Parmi les ateliers proposés ce mardi, une restitution des suivis expérimentaux des cultures maraîchères. Et notamment de celles produites sur place, entre ces rangées d'arbres plantés tous les 25 mètres, déjà par Denis et Virginie Florès, qui exploitait précédemment les terres et s'était lancé dans l'agroforesterie avant même que ne commence sa collaboration avec Agroof, en 2014, à travers l'opération Arbratatouille (à retrouver ici).
Depuis la reprise des Terres par la SCOP Agroof, en 2023, la coopérative a intensifié sa recherche. "C'est un véritable projet de recherche et développement, présente Virginie Sanfelieu, chargée de communication pour Agroof, mené pour améliorer les pratiques et tirer des enseignements sur comment gérer les arbres". Dans la suite du projet Abratatouille, trois fermes pilote fournissent leurs retours d'expérience.
"Avec la présence des arbres, qu'est-ce qui change à votre avis ?", demande Camille Béral, ingénieure agronome chez Agroof, à un public de maraîchers, une élue de Barjac ou une animatrice du programme alimentaire de Montpellier. "Une compétition pour l'eau ou le soleil ; une baisse des températures et un effet sur le micro-climat", tentent deux participants.
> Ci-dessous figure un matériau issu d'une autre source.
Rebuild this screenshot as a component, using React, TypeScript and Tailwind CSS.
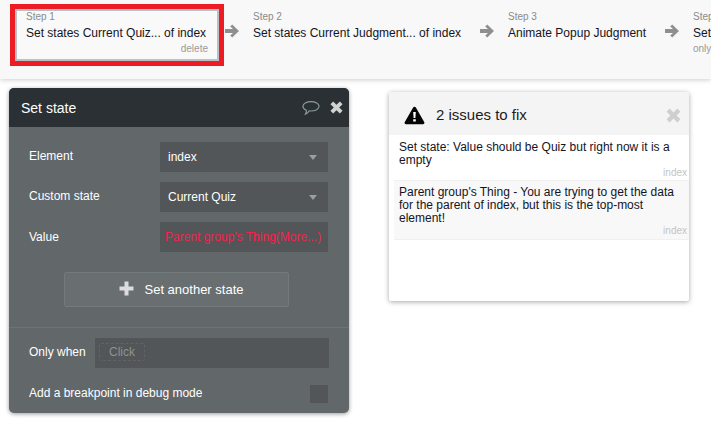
const font = "font-['Liberation_Sans',Arial,sans-serif]";

const ArrowIcon = () => (
  <svg width="14" height="14" viewBox="0 0 14 14" className="shrink-0">
    <path d="M7.2 0.4 L14 7 L7.2 13.6 L5.2 11.6 L8 9.1 H0 V4.9 H8 L5.2 2.4 Z" fill="#8f8f8f" />
  </svg>
);

const CloseIcon = ({ color, size }: { color: string; size: number }) => (
  <svg width={size} height={size} viewBox="0 0 14 14">
    <path d="M0.5 3.4 L3.4 0.5 L7 4.1 L10.6 0.5 L13.5 3.4 L9.9 7 L13.5 10.6 L10.6 13.5 L7 9.9 L3.4 13.5 L0.5 10.6 L4.1 7 Z" fill={color} />
  </svg>
);

const Step = ({ n, title, sub, className }: { n: string; title: string; sub?: string; className: string }) => (
  <div className={`shrink-0 ${className}`}>
    <div className="text-[10px] leading-[12px] text-[#8a8a8a]">{n}</div>
    <div className="mt-[2px] text-[12px] leading-[16px] text-[#14141e] whitespace-nowrap">{title}</div>
    {sub && <div className="mt-[2px] text-[10px] leading-[12px] text-[#999] text-right">{sub}</div>}
  </div>
);

const Select = ({ label }: { label: string }) => (
  <div className="flex items-center justify-between w-[168px] h-[30px] bg-[#525658] pl-[8px] pr-[11px] text-[12px] text-white">
    <span>{label}</span>
    <span className="w-0 h-0 border-x-[4px] border-x-transparent border-t-[5px] border-t-[#9a9ea1]" />
  </div>
);

export default function App() {
  return (
    <div className={`relative w-[711px] h-[424px] overflow-hidden bg-white ${font}`}>
      <div className="relative z-10 flex h-[79px] bg-[#f8f8f8] shadow-[0_1px_5px_rgba(0,0,0,0.2)] pl-[10px] pt-[4px]">
        <div className="shrink-0 w-[214px] h-[62px] border-[5px] border-[#ed1c24]">
          <div className="w-full h-full border-2 border-[#b8c2c6] bg-[#f9f9f9] px-[9px]">
            <Step n="Step 1" title="Set states Current Quiz... of index" className="w-full" sub="delete" />
          </div>
        </div>
        <div className="flex shrink-0 items-start pt-[20px] pl-[1px] w-[29px]"><ArrowIcon /></div>
        <div className="shrink-0 pt-[7px]"><Step n="Step 2" title="Set states Current Judgment... of index" className="w-[209px]" /></div>
        <div className="flex shrink-0 items-start pt-[20px] pl-[18px] w-[46px]"><ArrowIcon /></div>
        <div className="shrink-0 pt-[7px]"><Step n="Step 3" title="Animate Popup Judgment" className="w-[157px]" /></div>
        <div className="flex shrink-0 items-start pt-[20px] w-[28px]"><ArrowIcon /></div>
        <div className="shrink-0 pt-[7px]">
          <div className="text-[10px] leading-[12px] text-[#8a8a8a] whitespace-nowrap">Step 4</div>
          <div className="mt-[2px] text-[12px] leading-[16px] text-[#14141e]">Set</div>
          <div className="mt-[2px] text-[10px] leading-[12px] text-[#999]">only</div>
        </div>
      </div>

      <div className="flex items-start pl-[9px] pt-[9px]">
        <div className="shrink-0 w-[340px] h-[325px] rounded-[5px] overflow-hidden bg-[#62676a] shadow-[0_1px_4px_rgba(0,0,0,0.4)]">
          <div className="flex items-center justify-between h-[39px] bg-[#2a3033] pl-[12px] pr-[6px]">
            <span className="text-[14px] text-white pt-[1px]">Set state</span>
            <div className="flex items-center gap-[10px]">
              <svg width="18" height="16" viewBox="0 0 19 16" fill="none">
                <path d="M9.5 1.2 C14.2 1.2 18 3.4 18 6.2 C18 9 14.2 11.2 9.5 11.2 C8.8 11.2 8.2 11.1 7.6 11 C6.8 12.6 5.4 14 3.6 14.6 C4.4 13.4 4.8 12 4.6 10.4 C2.4 9.5 1 8 1 6.2 C1 3.4 4.8 1.2 9.5 1.2 Z" stroke="#8e9ba1" strokeWidth="1.2" />
              </svg>
              <CloseIcon color="#d2d2d2" size={13} />
            </div>
          </div>
          <div className="flex flex-col gap-[10px] pt-[15px] pl-[20px] pr-[21px]">
            <div className="flex items-center justify-between">
              <span className="text-[12px] text-white -mt-[2px]">Element</span>
              <Select label="index" />
            </div>
            <div className="flex items-center justify-between">
              <span className="text-[12px] text-white -mt-[2px]">Custom state</span>
              <Select label="Current Quiz" />
            </div>
            <div className="flex items-center justify-between">
              <span className="text-[12px] text-white">Value</span>
              <div className="flex items-center w-[168px] h-[30px] bg-[#525658] pl-[5px] text-[12px] text-[#f5224f] whitespace-nowrap overflow-hidden">
                Parent group's Thing(More...)
              </div>
            </div>
          </div>
          <div className="flex justify-center pr-[5px] pt-[20px]">
            <div className="flex items-center justify-center gap-[10px] w-[225px] h-[35px] bg-[#696e71] border border-[#74797c] rounded-[2px] pl-[10px] text-[13px] text-white">
              <svg width="15" height="15" viewBox="0 0 15 15" className="-mt-[2px]"><path d="M5.5 0.5 H9.5 V5.5 H14.5 V9.5 H9.5 V14.5 H5.5 V9.5 H0.5 V5.5 H5.5 Z" fill="#dcdcdc" /></svg>
              <span className="pt-[1px]">Set another state</span>
            </div>
          </div>
          <div className="mt-[20px] border-t border-[#6d7275] pl-[20px] pr-[20px] pt-[10px]">
            <div className="flex items-center">
              <span className="text-[12px] text-white w-[66px] shrink-0 whitespace-nowrap -mt-[2px]">Only when</span>
              <div className="flex items-center w-[234px] h-[30px] bg-[#525658] pl-[4px]">
                <span className="flex items-center h-[18px] px-[9px] border border-dashed border-[#5f6466] rounded-[2px] text-[12px] text-[#8e9294] -mt-[2px]">Click</span>
              </div>
            </div>
            <div className="flex items-center justify-between pt-[17px] pr-[1px]">
              <span className="text-[12px] text-white -mt-[3px]">Add a breakpoint in debug mode</span>
              <span className="w-[18px] h-[18px] bg-[#525658]" />
            </div>
          </div>
        </div>

        <div className="shrink-0 ml-[40px] mt-[4px] w-[300px] h-[209px] rounded-[2px] bg-white shadow-[0_1px_5px_rgba(0,0,0,0.35)]">
          <div className="flex items-center justify-between h-[43px] bg-[#f4f4f4] pl-[15px] pr-[8px] pt-[3px]">
            <div className="flex items-center gap-[11px]">
              <svg width="21" height="19" viewBox="0 0 21 19">
                <path d="M10.5 0.8 C11.2 0.8 11.6 1.1 12 1.8 L20.2 16 C20.8 17.2 20.2 18.2 19 18.2 H2 C0.8 18.2 0.2 17.2 0.8 16 L9 1.8 C9.4 1.1 9.8 0.8 10.5 0.8 Z" fill="#050505" />
                <path d="M9.2 6 H11.8 L11.4 12 H9.6 Z M9.2 13.2 H11.8 V15.6 H9.2 Z" fill="#fff" />
              </svg>
              <span className="text-[15px] text-[#1c1c1c] pt-[1px]">2 issues to fix</span>
            </div>
            <CloseIcon color="#cfcfcf" size={15} />
          </div>
          <div className="pl-[5px]">
            <div className="h-[46px] border-b border-[#f0f0f0] pl-[5px] pr-[2px] pt-[6px]">
              <div className="text-[12px] leading-[13px] text-[#14141e]">Set state: Value should be Quiz but right now it is a empty</div>
              <div className="text-[10px] leading-[11px] text-right text-[#c4c4c4]">index</div>
            </div>
            <div className="h-[59px] bg-[#f8f8f8] border-b border-[#f0f0f0] pl-[5px] pr-[2px] pt-[5px]">
              <div className="text-[12px] leading-[13px] text-[#14141e]">Parent group's Thing - You are trying to get the data for the parent of index, but this is the top-most element!</div>
              <div className="text-[10px] leading-[11px] text-right text-[#c4c4c4]">index</div>
            </div>
          </div>
        </div>
      </div>
    </div>
  );
}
"On tamponne les variations de température"
"On a créé différentes modalités d'agroforesterie", poursuit Camille Béral. Avec des parcelles réparties selon trois catégories : la parcelle témoin, sans arbre ni ombre, qui prend le soleil estival toute la journée ; des parcelles où les arbres qui abritent les cultures sont à peine élagués ; et des parcelles dites "têtards" avec une "ouverture de canopée un peu plus importante" et une taille des branches basses. Soit une perte inférieure à 40% de rayonnement pour ces parcelles-ci, quand les zones élaguées offrent un couvert de 60%.
"Où on réduit le rayonnement, on a une baisse des températures de 2 à 2,5°C, explique Camille Béral, et jusqu'à -4° les jours les plus chauds. L'humidité relative de l'air est aussi plus importante. On tamponne les variations de température, tout en réduisant la force du vent."
L'expérience a porté principalement sur la production de tomates et de pommes de terre. "On voit un décalage phénologique avec l'ombrage, détaille l'ingénieure agronome. La floraison et, parfois, l'arrivée à maturité sont plus tardives. Plus il y a de l'ombrage, plus les plantes vont monter, ce qui a un impact sur la façon dont on gère les cultures. Elles ont tendance à mettre en place un stratégie de compensation, elles s'étalent."
Avec une année sèche, en 2023, et une année "pas sèche du tout...", en 2024, les pommes de terre ont moins donné en zone ombragée, "en production brute". Côté tomates, "on a trié entre les différentes catégories, au physique. Finalement, plus il y avait d'ombre, moins il y avait de déchet. Aucun 'cracking' ou tâche."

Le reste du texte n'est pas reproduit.